21 janvier 2012

L'homme qui aime cette femme


Millenium, Les hommes qui n'aimaient pas les femmes, de David Fincher, 2h38, USA
Avec Daniel Craig, Rooney Mara, Christopher Plummer, Robin Wright, Stellan Skarsgard...




  Depuis maintenant plusieurs années, la sortie d’un film de David Fincher fait figure d’événement attendu par la critique et les cinéphiles de tout bord. Mais jamais un de ses films n’aura suscité autant d’attente que celui-ci. En effet, à la suite du succès de The Social Network, le cinéaste annonce qu’il réalisera le remake (il serait d’ailleurs pertinent de s’interroger sur cette notion un de ces jours) du film Suédo-danois Millénium, adapté de la trilogie littéraire scandinave éponyme du regretté Stieg Larsson. Le film de Niels Arden Oplev étant plutôt réussi, on était en droit de se demander ce que pouvait réellement apporter la présence de David Fincher dans cette entreprise. Et autant le dire tout de suite, le film du cinéaste Américain est bien meilleur que le film original.

  Pour la poignée de réfractaires qui ignorerait tout de l’histoire, la voici en quelques lignes. Après un procès perdu face à un puissant homme d’affaires corrompu, faute de preuves vérifiables, le journaliste Mikael Blomkvist (Daniel Craig) voit sa crédibilité et son épargne réduites à néant et son journal, le Millénium, menacé de faillite. C’est alors que se manifeste le patriarche d’une des plus éminentes familles d’industriels suédois, qui lui propose, contre une importante somme d’argent et la promesse de lui fournir les preuves qui lui permettraient de gagner son procès en appel, d’enquêter sur la disparition de sa nièce, survenue quarante années plus tôt. Un bon moyen de regagner sa crédibilité, laver son honneur et de renflouer le navire en somme. Epaulé de Lisbeth Salander (Rooney Mara), jeune femme cyber-punk à l’enfance douloureuse et génie de l’informatique, Blomkvist va se frotter à la face cachée de l’empire Vanger. Mensonges, tortures, viols, inceste, sérials-killers, criminels nazis, animaux mutilés, voilà ce qui vous attend au programme de ce thriller glaçant et métallique. David Fincher y explore alors un univers qu’il maîtrise depuis ses premiers films, où le sombre et le chaos règnent en maître sur un monde dominé par ces forces souterraines. On pense alors très fort à Seven ou à Fight Club, les tics visuels en moins.

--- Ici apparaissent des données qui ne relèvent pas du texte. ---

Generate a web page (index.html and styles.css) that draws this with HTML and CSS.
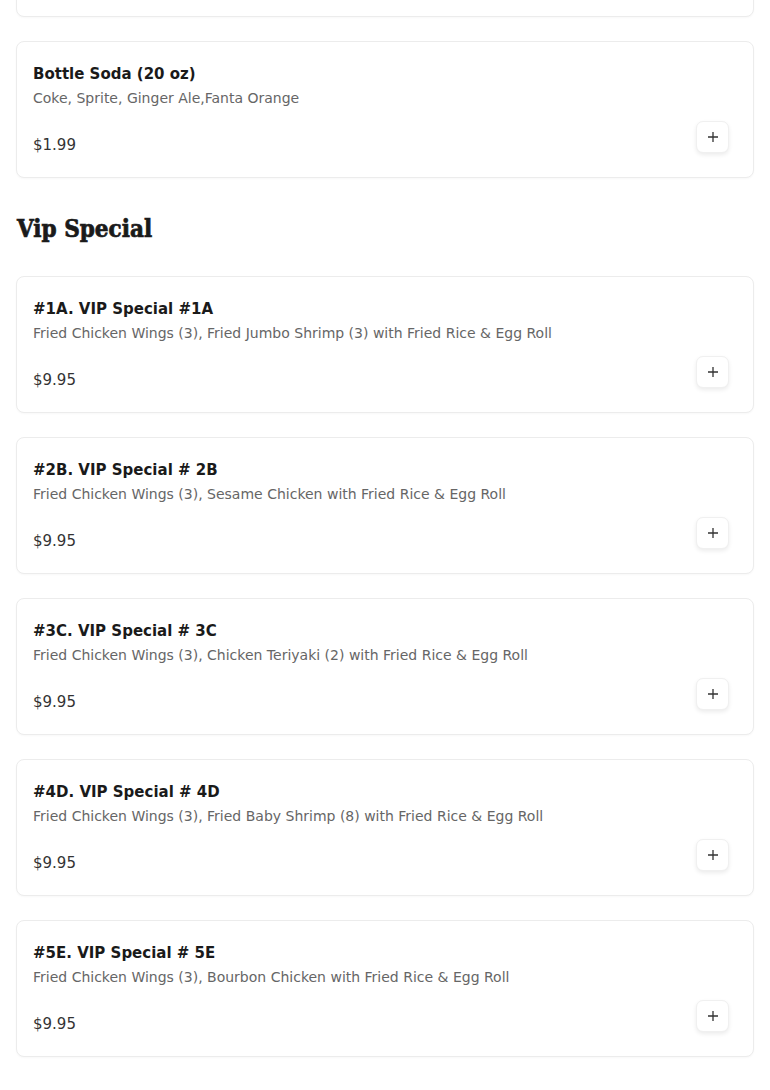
FILE: index.html
```html
<!DOCTYPE html>
<html>
<head>
<meta charset="utf-8">
<link rel="stylesheet" href="styles.css">
</head>
<body>
<div class="menu">
  <div class="card card-cut"></div>

  <div class="card">
    <div class="title">Bottle Soda (20 oz)</div>
    <div class="desc">Coke, Sprite, Ginger Ale,Fanta Orange</div>
    <div class="row"><span class="price">$1.99</span><button class="add" aria-label="Add"><svg viewBox="0 0 12 12" width="12" height="12"><path d="M6 1v10M1 6h10" stroke="#333" stroke-width="1.3"/></svg></button></div>
  </div>

  <h2 class="section">Vip Special</h2>

  <div class="card">
    <div class="title">#1A. VIP Special #1A</div>
    <div class="desc">Fried Chicken Wings (3), Fried Jumbo Shrimp (3) with Fried Rice &amp; Egg Roll</div>
    <div class="row"><span class="price">$9.95</span><button class="add" aria-label="Add"><svg viewBox="0 0 12 12" width="12" height="12"><path d="M6 1v10M1 6h10" stroke="#333" stroke-width="1.3"/></svg></button></div>
  </div>

  <div class="card">
    <div class="title">#2B. VIP Special # 2B</div>
    <div class="desc">Fried Chicken Wings (3), Sesame Chicken with Fried Rice &amp; Egg Roll</div>
    <div class="row"><span class="price">$9.95</span><button class="add" aria-label="Add"><svg viewBox="0 0 12 12" width="12" height="12"><path d="M6 1v10M1 6h10" stroke="#333" stroke-width="1.3"/></svg></button></div>
  </div>

  <div class="card">
    <div class="title">#3C. VIP Special # 3C</div>
    <div class="desc">Fried Chicken Wings (3), Chicken Teriyaki (2) with Fried Rice &amp; Egg Roll</div>
    <div class="row"><span class="price">$9.95</span><button class="add" aria-label="Add"><svg viewBox="0 0 12 12" width="12" height="12"><path d="M6 1v10M1 6h10" stroke="#333" stroke-width="1.3"/></svg></button></div>
  </div>

  <div class="card">
    <div class="title">#4D. VIP Special # 4D</div>
    <div class="desc">Fried Chicken Wings (3), Fried Baby Shrimp (8) with Fried Rice &amp; Egg Roll</div>
    <div class="row"><span class="price">$9.95</span><button class="add" aria-label="Add"><svg viewBox="0 0 12 12" width="12" height="12"><path d="M6 1v10M1 6h10" stroke="#333" stroke-width="1.3"/></svg></button></div>
  </div>

  <div class="card">
    <div class="title">#5E. VIP Special # 5E</div>
    <div class="desc">Fried Chicken Wings (3), Bourbon Chicken with Fried Rice &amp; Egg Roll</div>
    <div class="row"><span class="price">$9.95</span><button class="add" aria-label="Add"><svg viewBox="0 0 12 12" width="12" height="12"><path d="M6 1v10M1 6h10" stroke="#333" stroke-width="1.3"/></svg></button></div>
  </div>
</div>
</body>
</html>
```
FILE: styles.css
```css
* { box-sizing: border-box; }
html, body { margin: 0; padding: 0; background: #fff; }
body { font-family: "DejaVu Sans", "Noto Sans", sans-serif; color: #1a1a1a; }
.menu { padding: 0 16px; display: flex; flex-direction: column; }
.card {
  border: 1px solid #ececec;
  border-radius: 8px;
  background: #fff;
  padding: 20px 24px 20px 16px;
  margin-bottom: 24px;
  box-shadow: 0 1px 2px rgba(0,0,0,0.03);
}
.card-cut { height: 41px; margin-top: -24px; padding: 0; }
.title { font-size: 15px; font-weight: bold; line-height: 24px; color: #1a1a1a; }
.desc { font-size: 14px; line-height: 24px; color: #666; }
.row { display: flex; justify-content: space-between; align-items: flex-start; margin-top: 11px; }
.price { font-size: 15px; line-height: 24px; margin-top: 12px; color: #333; }
.add {
  width: 33px; height: 32px; border: 1px solid #f0f0f0; border-radius: 7px;
  background: #fff; display: flex; align-items: center; justify-content: center; padding: 0;
  box-shadow: 0 2px 4px rgba(0,0,0,0.08);
}
.section {
  font-family: "DejaVu Serif", serif; font-weight: bold; font-size: 24px; font-stretch: condensed;
  -webkit-text-stroke: 0.7px #1a1a1a;
  margin: 11px 0 31px 1px; line-height: 32px; color: #1a1a1a;
}
```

  Mais là où le film se montre fascinant, c’est dans la collision entre le matériau original et l’univers du cinéaste. Au vue du texte de Stieg Larsson, il n’est pas difficile d’en tirer un thriller convenable (ce qu’est le film de Niels Arden Oplev). David Fincher en a lui saisi l’essence, pas seulement l’esprit, pour l’entraîner, par touches subtiles, vers des rivages hautement plus personnels. Ce qu’il propose au sein même de ce film, c’est la confrontation qui travaille l’essentiel de son œuvre, celle du moderne contre l’archaïque. Les méthodes à l’ancienne de Mikael Blomkvist s’oppose à l’univers virtuel de Lisbeth Salander. Si le travail du journaliste permet de relancer l’enquête, ce n’est que par l’arrivée de la jeune rebelle que se déverrouillent les derniers cadenas de l’affaire. Elle est littéralement celle qui possède les solutions et qui sauve Blomkvist d’un funèbre destin. Elle est la véritable héroïne du film, personnage jumeau du Zuckerberg de Social Network et proche cousin du Robert Graysmith de Zodiac. En l’élevant au rang d’anti-héros, David Fincher démontre une nouvelle fois son empathie pour les personnages d’anti-sociaux, de rebelles et d’exclus et offre un rôle en or à la révélation Rooney Mara.

  Le film est construit comme une véritable descente dans les entrailles visqueuses d’un monde en apparence reluisant. Si The Social Network était une variation sur la figure du champ contre-champ, ce Millenium possède une construction verticale, notamment descendante. Pour résoudre cette enquête, Blomkvist va devoir plonger dans l’obscurité insulaire des manoirs Vanger aux volets fermés, faits de couloirs et de cavités, là où les apparences ne tiennent plus et où les comportements humains laissent place à une animalité sans scrupules. Dans cette descente, il rencontrera la belle Lisbeth Salander, écorché vif désabusée par le monde des hommes et s’unira avec elle. Mais ces deux personnages n’appartenant pas au même monde, Blomkvist retrouvera la lumière tandis que Lisbeth retournera, seule, se tapir dans l’obscurité. Ce que le dernier plan du film traduit dans un mouvement desendant dont la beauté n’a d’égal que sa puissance dramatique.